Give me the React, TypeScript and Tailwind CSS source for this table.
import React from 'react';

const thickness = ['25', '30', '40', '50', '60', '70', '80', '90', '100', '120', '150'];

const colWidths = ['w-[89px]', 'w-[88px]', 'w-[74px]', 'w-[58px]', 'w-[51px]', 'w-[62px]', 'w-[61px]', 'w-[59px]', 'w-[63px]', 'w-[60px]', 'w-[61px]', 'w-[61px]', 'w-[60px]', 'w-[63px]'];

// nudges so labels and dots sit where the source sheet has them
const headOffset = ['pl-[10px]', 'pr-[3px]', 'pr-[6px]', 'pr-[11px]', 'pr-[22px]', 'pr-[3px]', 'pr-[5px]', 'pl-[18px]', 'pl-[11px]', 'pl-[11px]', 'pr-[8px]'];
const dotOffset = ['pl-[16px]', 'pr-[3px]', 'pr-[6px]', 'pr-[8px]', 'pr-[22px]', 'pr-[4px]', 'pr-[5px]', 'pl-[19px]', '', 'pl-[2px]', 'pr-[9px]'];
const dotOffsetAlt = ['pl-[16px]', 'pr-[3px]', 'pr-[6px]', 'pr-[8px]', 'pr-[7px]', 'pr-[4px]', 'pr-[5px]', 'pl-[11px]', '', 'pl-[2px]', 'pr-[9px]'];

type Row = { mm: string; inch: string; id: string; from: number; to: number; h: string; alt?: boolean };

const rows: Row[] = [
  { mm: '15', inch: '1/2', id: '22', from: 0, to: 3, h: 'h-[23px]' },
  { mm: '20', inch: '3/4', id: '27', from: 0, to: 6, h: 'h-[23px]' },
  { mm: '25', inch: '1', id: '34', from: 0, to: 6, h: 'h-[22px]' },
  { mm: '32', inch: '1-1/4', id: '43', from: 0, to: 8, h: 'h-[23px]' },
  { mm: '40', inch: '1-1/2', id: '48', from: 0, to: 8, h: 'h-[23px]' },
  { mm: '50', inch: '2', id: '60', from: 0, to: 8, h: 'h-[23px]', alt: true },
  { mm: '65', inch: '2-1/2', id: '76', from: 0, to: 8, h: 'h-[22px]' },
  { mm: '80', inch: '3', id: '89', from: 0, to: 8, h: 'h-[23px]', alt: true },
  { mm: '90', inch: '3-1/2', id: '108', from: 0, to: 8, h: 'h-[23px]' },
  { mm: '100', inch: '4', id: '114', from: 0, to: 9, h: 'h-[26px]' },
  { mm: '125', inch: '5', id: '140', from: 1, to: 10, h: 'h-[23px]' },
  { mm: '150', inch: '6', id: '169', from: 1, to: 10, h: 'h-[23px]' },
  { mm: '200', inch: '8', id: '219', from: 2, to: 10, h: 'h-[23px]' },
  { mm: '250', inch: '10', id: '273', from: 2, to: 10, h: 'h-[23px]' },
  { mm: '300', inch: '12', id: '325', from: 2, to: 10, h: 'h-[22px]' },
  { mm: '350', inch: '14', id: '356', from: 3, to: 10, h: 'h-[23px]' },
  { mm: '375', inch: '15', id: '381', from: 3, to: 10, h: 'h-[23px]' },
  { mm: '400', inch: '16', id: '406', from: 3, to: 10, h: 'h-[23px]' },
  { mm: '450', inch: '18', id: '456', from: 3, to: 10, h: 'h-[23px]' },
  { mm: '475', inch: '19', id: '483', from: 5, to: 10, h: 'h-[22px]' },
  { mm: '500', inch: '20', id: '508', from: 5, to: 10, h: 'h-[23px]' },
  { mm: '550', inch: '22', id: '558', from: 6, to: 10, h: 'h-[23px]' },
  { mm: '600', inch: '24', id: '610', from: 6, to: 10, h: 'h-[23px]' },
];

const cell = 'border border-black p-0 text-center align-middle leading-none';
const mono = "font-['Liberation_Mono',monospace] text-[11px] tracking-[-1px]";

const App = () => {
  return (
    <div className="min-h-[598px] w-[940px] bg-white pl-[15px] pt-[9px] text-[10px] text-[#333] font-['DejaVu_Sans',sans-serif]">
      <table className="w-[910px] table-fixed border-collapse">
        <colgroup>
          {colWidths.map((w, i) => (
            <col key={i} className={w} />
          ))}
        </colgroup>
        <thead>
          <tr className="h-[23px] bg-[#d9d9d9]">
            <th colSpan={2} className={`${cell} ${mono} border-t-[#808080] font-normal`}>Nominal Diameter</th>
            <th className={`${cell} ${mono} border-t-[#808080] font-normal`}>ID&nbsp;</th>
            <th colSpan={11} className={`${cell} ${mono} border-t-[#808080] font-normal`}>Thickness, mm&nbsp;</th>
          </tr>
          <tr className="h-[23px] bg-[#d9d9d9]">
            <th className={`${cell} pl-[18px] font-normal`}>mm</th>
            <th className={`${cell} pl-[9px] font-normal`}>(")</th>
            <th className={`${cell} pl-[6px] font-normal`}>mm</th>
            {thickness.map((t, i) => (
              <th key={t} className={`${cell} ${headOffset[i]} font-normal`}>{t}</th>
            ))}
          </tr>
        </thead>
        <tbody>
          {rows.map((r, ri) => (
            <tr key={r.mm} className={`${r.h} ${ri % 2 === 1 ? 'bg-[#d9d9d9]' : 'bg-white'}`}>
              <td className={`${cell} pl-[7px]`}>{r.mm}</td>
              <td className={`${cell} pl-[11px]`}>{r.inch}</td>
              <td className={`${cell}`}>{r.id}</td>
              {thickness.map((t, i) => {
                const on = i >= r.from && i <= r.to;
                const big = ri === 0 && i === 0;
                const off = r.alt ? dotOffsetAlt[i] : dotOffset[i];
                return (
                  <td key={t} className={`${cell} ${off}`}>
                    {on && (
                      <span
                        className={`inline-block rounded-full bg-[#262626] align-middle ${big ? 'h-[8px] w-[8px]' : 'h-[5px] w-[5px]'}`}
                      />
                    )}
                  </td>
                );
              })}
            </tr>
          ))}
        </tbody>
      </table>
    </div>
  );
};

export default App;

OBJECTIVE> Reproduce the material exactly, with every line intact.

SOLUTION TO THE PROBLEM>
Give me the React, TypeScript and Tailwind CSS source for this table.
import React from 'react';

const thickness = ['25', '30', '40', '50', '60', '70', '80', '90', '100', '120', '150'];

const colWidths = ['w-[89px]', 'w-[88px]', 'w-[74px]', 'w-[58px]', 'w-[51px]', 'w-[62px]', 'w-[61px]', 'w-[59px]', 'w-[63px]', 'w-[60px]', 'w-[61px]', 'w-[61px]', 'w-[60px]', 'w-[63px]'];

// nudges so labels and dots sit where the source sheet has them
const headOffset = ['pl-[10px]', 'pr-[3px]', 'pr-[6px]', 'pr-[11px]', 'pr-[22px]', 'pr-[3px]', 'pr-[5px]', 'pl-[18px]', 'pl-[11px]', 'pl-[11px]', 'pr-[8px]'];
const dotOffset = ['pl-[16px]', 'pr-[3px]', 'pr-[6px]', 'pr-[8px]', 'pr-[22px]', 'pr-[4px]', 'pr-[5px]', 'pl-[19px]', '', 'pl-[2px]', 'pr-[9px]'];
const dotOffsetAlt = ['pl-[16px]', 'pr-[3px]', 'pr-[6px]', 'pr-[8px]', 'pr-[7px]', 'pr-[4px]', 'pr-[5px]', 'pl-[11px]', '', 'pl-[2px]', 'pr-[9px]'];

type Row = { mm: string; inch: string; id: string; from: number; to: number; h: string; alt?: boolean };

const rows: Row[] = [
  { mm: '15', inch: '1/2', id: '22', from: 0, to: 3, h: 'h-[23px]' },
  { mm: '20', inch: '3/4', id: '27', from: 0, to: 6, h: 'h-[23px]' },
  { mm: '25', inch: '1', id: '34', from: 0, to: 6, h: 'h-[22px]' },
  { mm: '32', inch: '1-1/4', id: '43', from: 0, to: 8, h: 'h-[23px]' },
  { mm: '40', inch: '1-1/2', id: '48', from: 0, to: 8, h: 'h-[23px]' },
  { mm: '50', inch: '2', id: '60', from: 0, to: 8, h: 'h-[23px]', alt: true },
  { mm: '65', inch: '2-1/2', id: '76', from: 0, to: 8, h: 'h-[22px]' },
  { mm: '80', inch: '3', id: '89', from: 0, to: 8, h: 'h-[23px]', alt: true },
  { mm: '90', inch: '3-1/2', id: '108', from: 0, to: 8, h: 'h-[23px]' },
  { mm: '100', inch: '4', id: '114', from: 0, to: 9, h: 'h-[26px]' },
  { mm: '125', inch: '5', id: '140', from: 1, to: 10, h: 'h-[23px]' },
  { mm: '150', inch: '6', id: '169', from: 1, to: 10, h: 'h-[23px]' },
  { mm: '200', inch: '8', id: '219', from: 2, to: 10, h: 'h-[23px]' },
  { mm: '250', inch: '10', id: '273', from: 2, to: 10, h: 'h-[23px]' },
  { mm: '300', inch: '12', id: '325', from: 2, to: 10, h: 'h-[22px]' },
  { mm: '350', inch: '14', id: '356', from: 3, to: 10, h: 'h-[23px]' },
  { mm: '375', inch: '15', id: '381', from: 3, to: 10, h: 'h-[23px]' },
  { mm: '400', inch: '16', id: '406', from: 3, to: 10, h: 'h-[23px]' },
  { mm: '450', inch: '18', id: '456', from: 3, to: 10, h: 'h-[23px]' },
  { mm: '475', inch: '19', id: '483', from: 5, to: 10, h: 'h-[22px]' },
  { mm: '500', inch: '20', id: '508', from: 5, to: 10, h: 'h-[23px]' },
  { mm: '550', inch: '22', id: '558', from: 6, to: 10, h: 'h-[23px]' },
  { mm: '600', inch: '24', id: '610', from: 6, to: 10, h: 'h-[23px]' },
];

const cell = 'border border-black p-0 text-center align-middle leading-none';
const mono = "font-['Liberation_Mono',monospace] text-[11px] tracking-[-1px]";

const App = () => {
  return (
    <div className="min-h-[598px] w-[940px] bg-white pl-[15px] pt-[9px] text-[10px] text-[#333] font-['DejaVu_Sans',sans-serif]">
      <table className="w-[910px] table-fixed border-collapse">
        <colgroup>
          {colWidths.map((w, i) => (
            <col key={i} className={w} />
          ))}
        </colgroup>
        <thead>
          <tr className="h-[23px] bg-[#d9d9d9]">
            <th colSpan={2} className={`${cell} ${mono} border-t-[#808080] font-normal`}>Nominal Diameter</th>
            <th className={`${cell} ${mono} border-t-[#808080] font-normal`}>ID&nbsp;</th>
            <th colSpan={11} className={`${cell} ${mono} border-t-[#808080] font-normal`}>Thickness, mm&nbsp;</th>
          </tr>
          <tr className="h-[23px] bg-[#d9d9d9]">
            <th className={`${cell} pl-[18px] font-normal`}>mm</th>
            <th className={`${cell} pl-[9px] font-normal`}>(")</th>
            <th className={`${cell} pl-[6px] font-normal`}>mm</th>
            {thickness.map((t, i) => (
              <th key={t} className={`${cell} ${headOffset[i]} font-normal`}>{t}</th>
            ))}
          </tr>
        </thead>
        <tbody>
          {rows.map((r, ri) => (
            <tr key={r.mm} className={`${r.h} ${ri % 2 === 1 ? 'bg-[#d9d9d9]' : 'bg-white'}`}>
              <td className={`${cell} pl-[7px]`}>{r.mm}</td>
              <td className={`${cell} pl-[11px]`}>{r.inch}</td>
              <td className={`${cell}`}>{r.id}</td>
              {thickness.map((t, i) => {
                const on = i >= r.from && i <= r.to;
                const big = ri === 0 && i === 0;
                const off = r.alt ? dotOffsetAlt[i] : dotOffset[i];
                return (
                  <td key={t} className={`${cell} ${off}`}>
                    {on && (
                      <span
                        className={`inline-block rounded-full bg-[#262626] align-middle ${big ? 'h-[8px] w-[8px]' : 'h-[5px] w-[5px]'}`}
                      />
                    )}
                  </td>
                );
              })}
            </tr>
          ))}
        </tbody>
      </table>
    </div>
  );
};

export default App;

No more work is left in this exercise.